With adorkableness turned up to 10 in her new movie "Going the Distance," a rom-com opposite real-life beau Justin Long, we take a look back at nine of her most geeky yet endearing movie moments.
She started her acting career as an 11-month-old, starring in commercials for everything from dog food to cookie dough, but the first thing most of us remember seeing Drew Barrymore in is "E.T." She was, yes, the adorkable Gertie, who screamed when she first laid her peepers on E.T., but who, like big brother Elliott (Henry Thomas), came to love the little Reese's Pieces-chompin' alien lug.
'Never Been Kissed' (1999)
Barrymore herself may be too cool for school (seriously: the former child star never finished high school in real life), but as undercover journalist Josie Gellar, posing as a high schooler and trying (fruitlessly) to fit in with the cool kids, Barrymore was a dud. An adorkable one, though, from her dorky 'do and feather boa to her doofy, waddle-like run down the hall. Josie's nickname during her actual high school years was "Josie Grossie," but grown up Josie proves to be so endearing that she even wins the hand, or rather, the lips, of handsome English teacher Mr. Coulson (Michael Vartan).
'The Wedding Singer' (1998)
She was engaged to marry the obnoxious, "Miami Vice"-lovin' Glenn (Matthew Glave), but Barrymore's Julia really had a little thing for Adam Sandler's wedding singer Robbie in this romantic comedy gem.

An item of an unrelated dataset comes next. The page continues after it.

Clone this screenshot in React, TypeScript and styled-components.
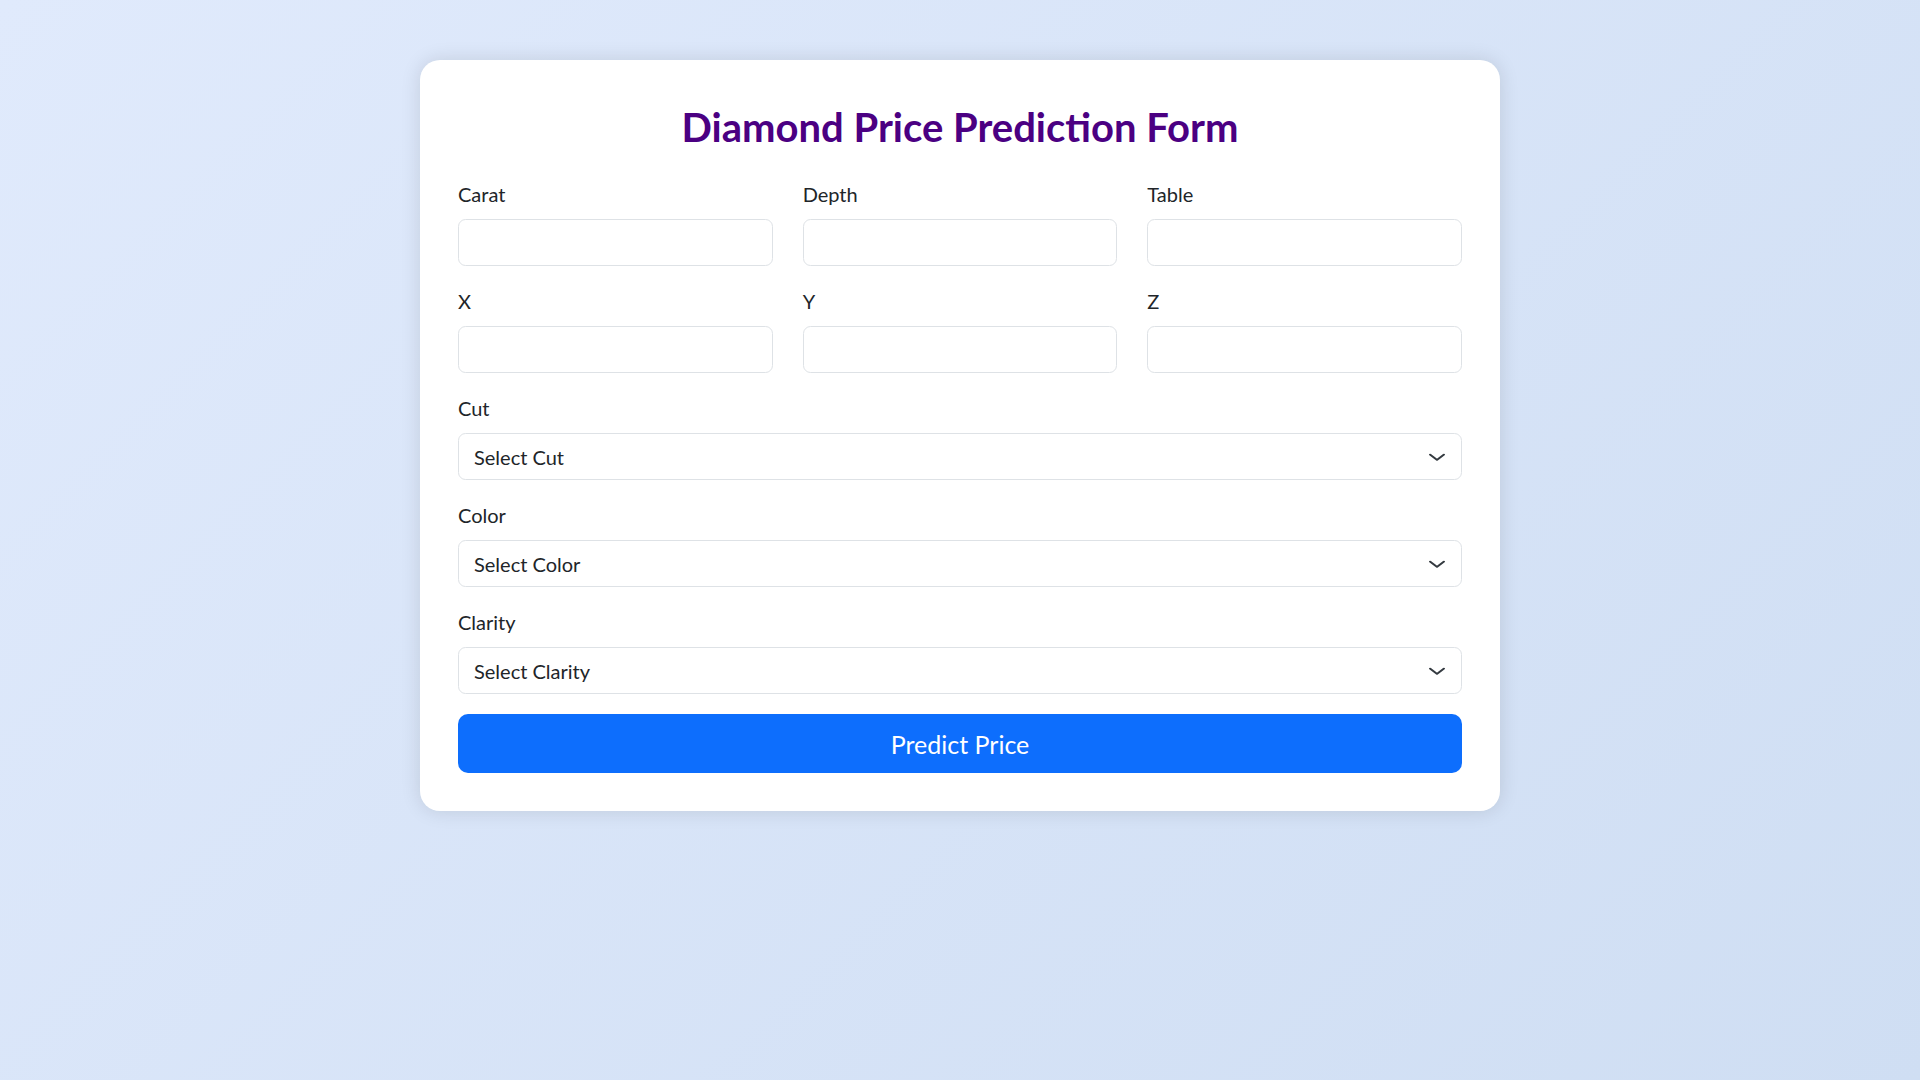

In this scene, with cousin Holly (Christine Taylor) egging her on to practice what kind of kiss she'll plant on Glenn during their ceremony, Julia explains that some tongue is okay in the matrimonial kiss: "not porno tongue... church tongue."
'Never Been Kissed' (1999)
In her quest to be cool, Josie strikes again in this clip, which finds her accepting some "special" brownies from new friends she makes at a club. The jazzed Josie then takes the stage for a wacky dance that includes a split, butt bongo and the Cabbage Patch (sorta), and then proceeds home, where, experiencing a serious case of the munchies, she finishes off a whole pie.
'My Date With Drew' (2004)
Spoiler alert: If you haven't seen "My Date With Drew," we're about to blow the ending wide open. Still here? OK, dude gets the girl. Or, at least, he gets a date with her. Aspiring filmmaker Brian Herzlinger spent his last $1,100 making this charming little documentary, in which he follows the six degrees of separation theory to try to meet his childhood crush, Barrymore. When they do finally schedule the big date, she's as delightfully giddy and nervous as he is, and they both arrive with gifts for each other: for him, a videocamera (she's generous, as well as adorkable), and for her, a Snoopy Sno-cone Machine.
'Fever Pitch' (2005)
Ben (Jimmy Fallon) loves Lindsey (Barrymore) and the Boston Red Sox, and not necessarily in that order. At least, that's the big question running through the baseball-themed romantic comedy, as Lindsey struggles to compete with Ben's deep love of the Sox. In the end, she realizes that he realizes she's more important than bats and balls, and after a quick breakup, the duo reunites when she makes a mad dash across the Fenway Park field -- in the middle of a live game -- to let him know that he doesn't have to sell his season tickets to prove his love for her. Sweet, funny, and on the adorkability scale: a home run.
'50 First Dates' (2004)
Amnesia-stricken Lucy (Barrymore) is such a nice, peaceful girl... most of the time. But she's also a member of her community watch program in this flick that re-teams her with "Wedding Singer" co-star Adam Sandler, so when the reserved Lucy happens upon a situation in which she thinks Henry (Sandler) is being attacked by Ula (Rob Schneider), she takes her baseball bat and gives Ula the pummeling of a lifetime. The most adorkable moment: At the end of the clip, when Lucy, on a dime, turns from screaming bat-wielder into smiling flirt.
'Music & Lyrics' (2007)
Barrymore's Sophie, an aspiring writer, was devastated when her older lover Sloan (also her professor) dumped her, told her she was untalented and based an unflattering character on her in his novel. So when she runs into Sloan (Campbell Scott) at a restaurant after a career success of her own, she plans to finally deliver the eloquent speech she's fantasized about, letting him know just how much he hurt her. Instead, nerves take over, and all that comes out is stammered gibberish. "The few syllables you got out were absolutely devastating," friend Alex (Hugh Grant) assures her.
'Going the Distance' (2010)
We see Drew, as Erin, begin her relationship with Justin Long's Garrett by sloppily spitting some bad wine back into her glass, and we progress to the duo getting busy on the dining room table -- her sister's dining room table -- without noticing that sis's hubby (Jim Gaffigan) is looking on. Two things the 'Distance' trailer suggests: 1) Add in Charlie Day, Jason Sudeikis, Ron Livingston and Christina Applegate as Barrymore's sister, and this is one fantastic cast, and, 2) With age, the now 35-year-old former child star Drew only grows more and more adorkable.